Prior to the domestication of the electron, we had to go to “bricks and mortar” buildings and campuses to learn.
But, today, you don’t have to leave your desk to have virtually unlimited learning options available to you.
Unfortunately, our existing industrialized education monoliths continues to brainwash the business and professional communities that a traditional approach to credentialing is the only way.   Under this, Henry Ford Assembly line model, all similar learners ride an educational conveyer belt in which they all take the same series of classes and when a number of courses or units are accumulated, they get a stamp of endorsement called a certificate or diploma.  The amount of actually useful learning acquired on this 20 year assembly line varies greatly between learners.
There is no question a certificate or diploma is still relevant to today’s workforce.  Employers and customers want to know you have the skills to do the job.
However, the problem is that the certificates or diplomas are not personally detailed enough for any outside observer to optimally value that certificate or diploma.
Fortunately we have 21st Century tools to fix this very real problem  It is called “Micro-credentialing.”  Micro-credentialing means that a learner gets a series of “personalized” micro-credentials acknowledging an individual’s completion of work, whether it is a noncredit course, a seminar, or other professional learning and skill building.
UC San Diego workforce research analyst Dr. Josh Shapiro notes, “Degrees and certificates often do a poor job of communicating detailed information about graduates. Micro-credentials and badges, however, indicate specific knowledge and skills—impacting skill sets that industry is seeking in new hires.”
The tools available to us today can usher in a welcomed new learning era, in which the competency verification industry needs, can be more optimally met.  The tools available to us today, can easily and cheaply provide information to the community beyond what a transcript or diploma is able to convey.

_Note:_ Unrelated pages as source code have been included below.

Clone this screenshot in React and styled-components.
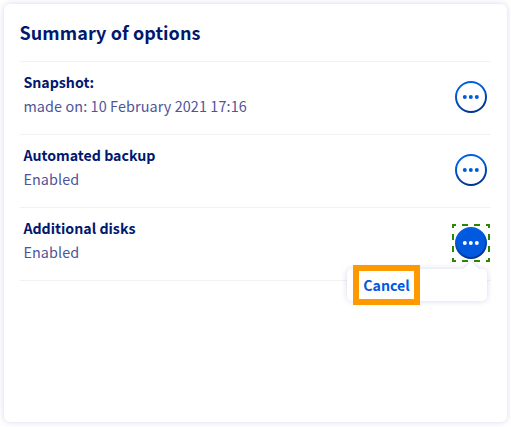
import React from "react";
import styled, { createGlobalStyle } from "styled-components";

const GlobalStyle = createGlobalStyle`
  *, *::before, *::after { box-sizing: border-box; }
  body {
    margin: 0;
    background: #fff;
    font-family: "Noto Sans CJK JP", "Source Sans Pro", sans-serif;
  }
`;

const Page = styled.main`
  height: 427px;
  padding: 4px 4px 5px;
  overflow: hidden;
`;

const Card = styled.section`
  height: 418px;
  padding: 15px 16px 0;
  border-radius: 6px;
  background: #fff;
  box-shadow: 0 0 6px rgba(0, 0, 160, 0.16);
`;

const Title = styled.h2`
  margin: 0 0 0 -0.5px;
  height: 42px;
  font-size: 18px;
  line-height: 26px;
  font-weight: 700;
  letter-spacing: 0.08px;
  color: #00186e;
`;

const Options = styled.ul`
  margin: 0;
  padding: 0;
  list-style: none;
  border-bottom: 1px solid #f2f2f2;
`;

const Option = styled.li`
  display: flex;
  justify-content: space-between;
  height: 73px;
  padding: 8px 4px 0 3.4px;
  border-top: 1px solid #f2f2f2;
`;

const Details = styled.div`
  font-size: 14.4px;
  line-height: 24px;
  white-space: nowrap;
`;

const Name = styled.div`
  font-weight: 700;
  font-size: 14.2px;
  color: #00186e;
`;

const Value = styled.div`
  color: #4d5599;
  letter-spacing: 0.1px;
`;

const Actions = styled.div`
  position: relative;
  width: 32px;
  height: 32px;
  margin-top: 11px;
`;

const MoreButton = styled.button`
  display: block;
  width: 32px;
  height: 32px;
  padding: 0;
  border: 0;
  background: none;
`;

const Icon = styled.svg`
  display: block;
`;

const FocusRing = styled.svg`
  position: absolute;
  top: -3px;
  left: -3px;
`;

const Menu = styled.div`
  position: absolute;
  top: 42px;
  right: 0;
  width: 140px;
  height: 32px;
  display: flex;
  align-items: center;
  padding-left: 6px;
  border-radius: 5px;
  background: #fff;
  box-shadow: 0 0 6px rgba(0, 0, 160, 0.16);
  &::before {
    content: "";
    position: absolute;
    top: -8px;
    right: 8px;
    border: 8px solid transparent;
    border-top: 0;
    border-bottom-color: #fff;
    filter: drop-shadow(0 -1px 1px rgba(0, 0, 160, 0.12));
  }
`;

const MenuItem = styled.button`
  flex: none;
  width: 67px;
  height: 40px;
  padding: 0;
  border: 6px solid #ff9900;
  background: #fff;
  color: #005adf;
  font: 700 14.2px/28px "Noto Sans CJK JP", sans-serif;
`;

function MoreIcon({ id, filled }) {
  return (
    <Icon width="32" height="32" viewBox="0 0 32 32" aria-hidden="true">
      <defs>
        <linearGradient id={id} x1="0.35" y1="0" x2="0.65" y2="1">
          <stop offset="0.2" stopColor="#0060e0" />
          <stop offset="1" stopColor="#00328a" />
        </linearGradient>
      </defs>
      <circle
        cx="16"
        cy="16"
        r="15"
        fill={filled ? "#0059df" : "#fff"}
        stroke={`url(#${id})`}
        strokeWidth="2"
      />
      {[9.8, 15.8, 21.8].map((x) => (
        <circle key={x} cx={x} cy="16" r="2" fill={filled ? "#fff" : "#005ade"} />
      ))}
    </Icon>
  );
}

const items = [
  { id: "snapshot", name: "Snapshot:", value: "made on: 10 February 2021 17:16" },
  { id: "backup", name: "Automated backup", value: "Enabled" },
  { id: "disks", name: "Additional disks", value: "Enabled", open: true },
];

export default function App() {
  return (
    <Page>
      <GlobalStyle />
      <Card>
        <Title>Summary of options</Title>
        <Options>
          {items.map(({ id, name, value, open }) => (
            <Option key={id}>
              <Details>
                <Name>{name}</Name>
                <Value>{value}</Value>
              </Details>
              <Actions>
                <MoreButton aria-label={`${name} actions`}>
                  <MoreIcon id={`ring-${id}`} filled={open} />
                </MoreButton>
                {open && (
                  <>
                    <FocusRing width="38" height="38" viewBox="0 0 38 38" aria-hidden="true">
                      <path
                        d="M1 1H37V37H1Z"
                        fill="none"
                        stroke="#2b8700"
                        strokeWidth="2"
                        strokeDasharray="6 6"
                        strokeDashoffset="3"
                      />
                    </FocusRing>
                    <Menu>
                      <MenuItem>Cancel</MenuItem>
                    </Menu>
                  </>
                )}
              </Actions>
            </Option>
          ))}
        </Options>
      </Card>
    </Page>
  );
}
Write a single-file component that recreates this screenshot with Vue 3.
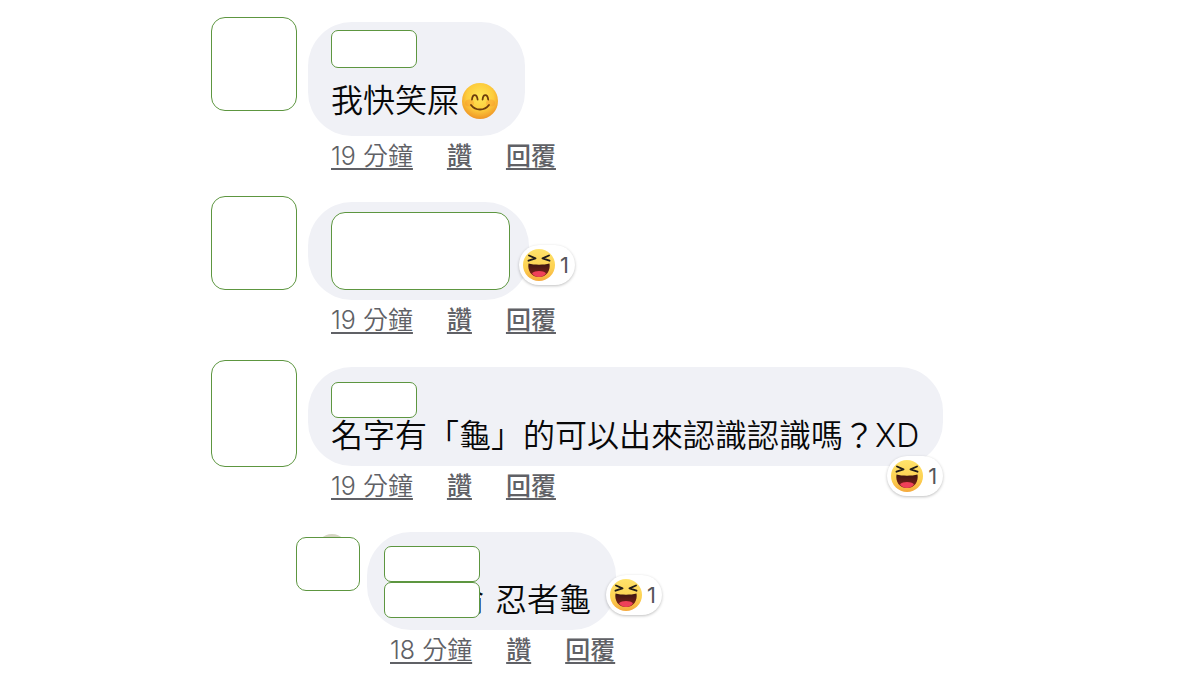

We are living in a time when people need to possess a list of competencies that can be added to over time with a verifiable rubric to measure skill mastery, recognized and endorsed by industry and connected to our emerging online social media outlets like LinkedIn.
“Badges without taxonomies, without some shared understanding, without rubrics, are meaningless,” notes Matthew Pittinsky, an assistant research professor in the school of social and family dynamics at Arizona State University and founder of Parchment, a credentials-management company.
The notion of a student obtaining one large qualification rather than offer an array of micro-credentials (badges) is a relic of the past. From an employer’s point of view, the value of hiring a person with numerous mini-qualifications and a diploma provides a higher confidence in their investment as opposed to the risk involved in hiring a “blue chip” student from a brand name university.
UCSD Extension K-16 Programs have begun to implement a micro-credentialing program targeting students enrolled in our pre-collegiate programs. Their strategy seeks to refine the operational process involved in offering badges but also elevate these credentials from an informal acknowledgement to a professionally recognized measure of skills.
Of Course many people, particularly those entranced in the existing educational industrial monoliths, will dump all over this approach.  I understand that.  Confirmation bias, selective perception, and motivated reasoning combine with these educational agents of the past to resist any other model.  But, that resistance will eventually wain as more and more 21st Century tools are deployed.
So, what are Micro-credentials:

  1. One skill at a time: Each micro-credential will focus on one competency and skill tied to a single rubric.
  2. Evidence to demonstrate skills: Students must demonstrate their competence by demonstrating and providing multiple examples of their work and to multiple assessors.
  3. Assessment and review: Each micro-credential will be reviewed, evaluated and endorsed by an advisory panel to ensure it is a reliable articulation of a specific skill.
  4. Connected to needed Community skills: Each micro-credential must be linked to needed community skills.